Future MBS purchases remain a possibility

Even though the economy more resembles a car struggling to get out of a ditch than a sinking ship, that has not precluded the possibility of further stimulus in the form of security purchases down the road.

In a recent speech, Janet Yellen, vice chair of the Fed’s Board of Governors, indicated the Fed is comfortable maintaining a highly accommodative stance as long as inflation remains relatively stable. If necessary, more easing could come in the form of communications explicitly delineating economic targets they would like to see before raising the federal funds rate, ” or through additional purchases of longer-term financial assets,” she said in the speech Nov. 29 at the Federal Reserve Bank of San Francisco.
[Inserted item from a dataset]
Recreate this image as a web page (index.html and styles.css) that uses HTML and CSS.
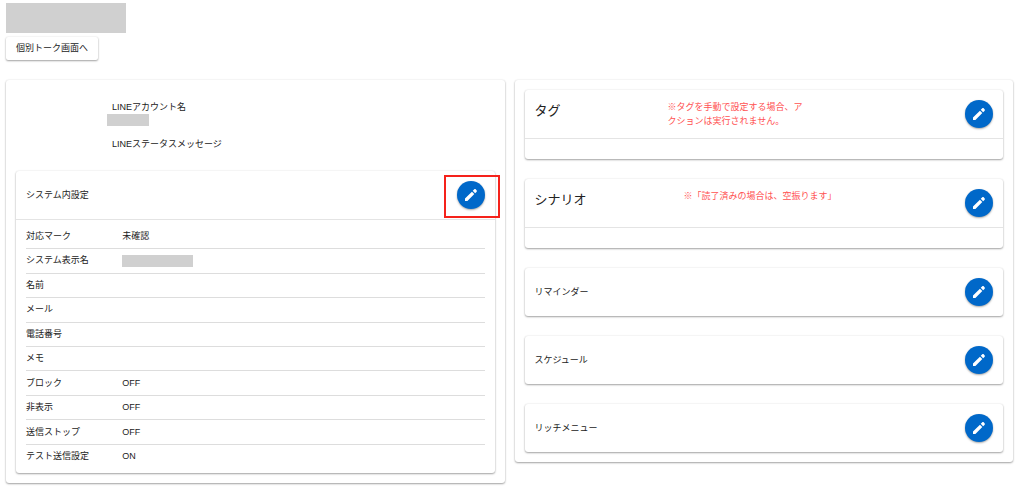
FILE: index.html
```html
<!DOCTYPE html>
<html lang="ja">
  <head>
    <meta charset="utf-8">
    <title>友だち詳細</title>
    <link rel="stylesheet" href="styles.css">
  </head>
  <body>
    <svg class="sprite" aria-hidden="true">
      <symbol id="pencil" viewBox="0 0 24 24">
        <path d="M3 17.4V21h3.6L17 10.6 13.4 7 3 17.4zM14.6 5.8l2-2c.8-.8 1.9-.9 2.7-.1l1 1c.8.8.7 1.9-.1 2.7l-2 2-3.6-3.6z" />
      </symbol>
    </svg>

    <header class="page-header">
      <div class="mask mask-title"></div>
      <button type="button" class="talk-button">個別トーク画面へ</button>
    </header>

    <main class="columns">
      <section class="card panel">
        <div class="profile">
          <p class="profile-label">LINEアカウント名</p>
          <div class="mask mask-account"></div>
          <p class="profile-label">LINEステータスメッセージ</p>
        </div>

        <div class="card">
          <div class="card-header">
            <h2 class="card-title">システム内設定</h2>
            <div class="edit-wrap">
              <button type="button" class="edit-button" aria-label="編集">
                <svg class="icon"><use href="#pencil" /></svg>
              </button>
              <span class="highlight"></span>
            </div>
          </div>
          <div class="settings">
            <table class="settings-table">
              <tbody>
                <tr><th scope="row">対応マーク</th><td>未確認</td></tr>
                <tr><th scope="row">システム表示名</th><td><div class="mask mask-name"></div></td></tr>
                <tr><th scope="row">名前</th><td></td></tr>
                <tr><th scope="row">メール</th><td></td></tr>
                <tr><th scope="row">電話番号</th><td></td></tr>
                <tr><th scope="row">メモ</th><td></td></tr>
                <tr><th scope="row">ブロック</th><td>OFF</td></tr>
                <tr><th scope="row">非表示</th><td>OFF</td></tr>
                <tr><th scope="row">送信ストップ</th><td>OFF</td></tr>
                <tr><th scope="row">テスト送信設定</th><td>ON</td></tr>
              </tbody>
            </table>
          </div>
        </div>
      </section>

      <section class="card panel side">
        <div class="card">
          <div class="card-header with-note">
            <h2 class="card-title large">タグ</h2>
            <p class="note">※タグを手動で設定する場合、アクションは実行されません。</p>
            <button type="button" class="edit-button" aria-label="タグを編集">
              <svg class="icon"><use href="#pencil" /></svg>
            </button>
          </div>
          <div class="card-body"></div>
        </div>

        <div class="card">
          <div class="card-header with-note">
            <h2 class="card-title large">シナリオ</h2>
            <p class="note note-line">※「読了済みの場合は、空振ります」</p>
            <button type="button" class="edit-button" aria-label="シナリオを編集">
              <svg class="icon"><use href="#pencil" /></svg>
            </button>
          </div>
          <div class="card-body"></div>
        </div>

        <div class="card">
          <div class="card-header">
            <h2 class="card-title">リマインダー</h2>
            <button type="button" class="edit-button" aria-label="リマインダーを編集">
              <svg class="icon"><use href="#pencil" /></svg>
            </button>
          </div>
        </div>

        <div class="card">
          <div class="card-header">
            <h2 class="card-title">スケジュール</h2>
            <button type="button" class="edit-button" aria-label="スケジュールを編集">
              <svg class="icon"><use href="#pencil" /></svg>
            </button>
          </div>
        </div>

        <div class="card">
          <div class="card-header">
            <h2 class="card-title">リッチメニュー</h2>
            <button type="button" class="edit-button" aria-label="リッチメニューを編集">
              <svg class="icon"><use href="#pencil" /></svg>
            </button>
          </div>
        </div>
      </section>
    </main>
  </body>
</html>
```

FILE: styles.css
```css
* {
  box-sizing: border-box;
}
body {
  margin: 0;
  padding: 3px 11px 10px 6px;
  background-color: #fff;
  color: #222;
  font-family: "Liberation Sans", "Noto Sans CJK JP", sans-serif;
  font-size: 9px;
  line-height: 13px;
}
h2,
p {
  margin: 0;
  font-weight: normal;
}
button {
  border: 0;
  color: inherit;
  font: inherit;
  cursor: pointer;
}
.sprite {
  display: none;
}
.mask {
  background-color: #d0d0d0;
}
.mask-title {
  width: 120px;
  height: 30px;
}
.mask-account {
  width: 42px;
  height: 12px;
}
.mask-name {
  width: 71px;
  height: 12px;
}
.page-header {
  margin-bottom: 20px;
}
.talk-button {
  display: block;
  margin-top: 4px;
  padding: 5px 10px;
  border-radius: 2px;
  background-color: #fff;
  box-shadow: 0 1px 2px rgba(0, 0, 0, 0.35), 0 0 2px rgba(0, 0, 0, 0.1);
}
.columns {
  display: grid;
  grid-template-columns: 1fr 1fr;
  align-items: start;
  gap: 10px;
}
.card {
  border-radius: 3px;
  background-color: #fff;
  box-shadow: 0 1px 2px rgba(0, 0, 0, 0.35), 0 0 2px rgba(0, 0, 0, 0.1);
}
.panel {
  padding: 10px;
}
.side {
  display: flex;
  flex-direction: column;
  gap: 20px;
}
.profile {
  padding: 11px 0 20px 91px;
}
.profile-label {
  padding-left: 5px;
}
.mask-account + .profile-label {
  margin-top: 12px;
}
.card-header {
  display: flex;
  align-items: center;
  justify-content: space-between;
  padding: 10px;
}
.card-title {
  font-size: 9px;
}
.card-title.large {
  font-size: 13px;
  line-height: 22px;
}
.with-note {
  display: grid;
  grid-template-columns: 29% 1fr 28px;
  align-items: start;
}
.note {
  max-width: 136px;
  line-height: 14px;
  color: #ff5252;
}
.note-line {
  max-width: none;
  margin-left: 16px;
}
.card-body {
  height: 21px;
  border-top: 1px solid #e4e4e4;
}
.edit-wrap {
  position: relative;
}
.edit-button {
  display: flex;
  align-items: center;
  justify-content: center;
  width: 28px;
  height: 28px;
  padding: 0;
  border-radius: 50%;
  background-color: #0068c9;
  box-shadow: 0 1px 2px rgba(0, 0, 0, 0.35);
}
.icon {
  width: 16px;
  height: 16px;
  fill: #fff;
}
.highlight {
  position: absolute;
  inset: -6px -15px -9px -13px;
  border: 2px solid #f5221b;
  pointer-events: none;
}
.settings {
  padding: 5px 10px;
  border-top: 1px solid #e4e4e4;
}
.settings-table {
  width: 100%;
  height: 243px;
  border-collapse: collapse;
}
.settings-table th,
.settings-table td {
  padding: 0;
  border-bottom: 1px solid #ddd;
  font-weight: normal;
  text-align: left;
}
.settings-table th {
  width: 21%;
}
.settings-table tr:last-child th,
.settings-table tr:last-child td {
  border-bottom: 0;
}
```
If there were to be another round of securities purchases in the future, the Fed may try to target the home mortgage area, which it views as a significant headwind to the financial recovery.

The staff forecast for the economy will also be of interest, though the in-depth discussion will only be revealed in the minutes, released three weeks after the meeting. Even so, no great surprises are expected.

“They have already lowered their economic forecast for the rest of 2011 and 2012. I suspect that they will probably stick with those forecasts,” says Gayle.

“There will probably be some discussion about the extent to which U.S. banks will be potentially exposed to the weakness in the European financial system,” he says. “So far, the Fed has concluded that the risk is not meaningful. It will probably maintain the current policy and will probably take more steps to explain policy and long-term outlook.”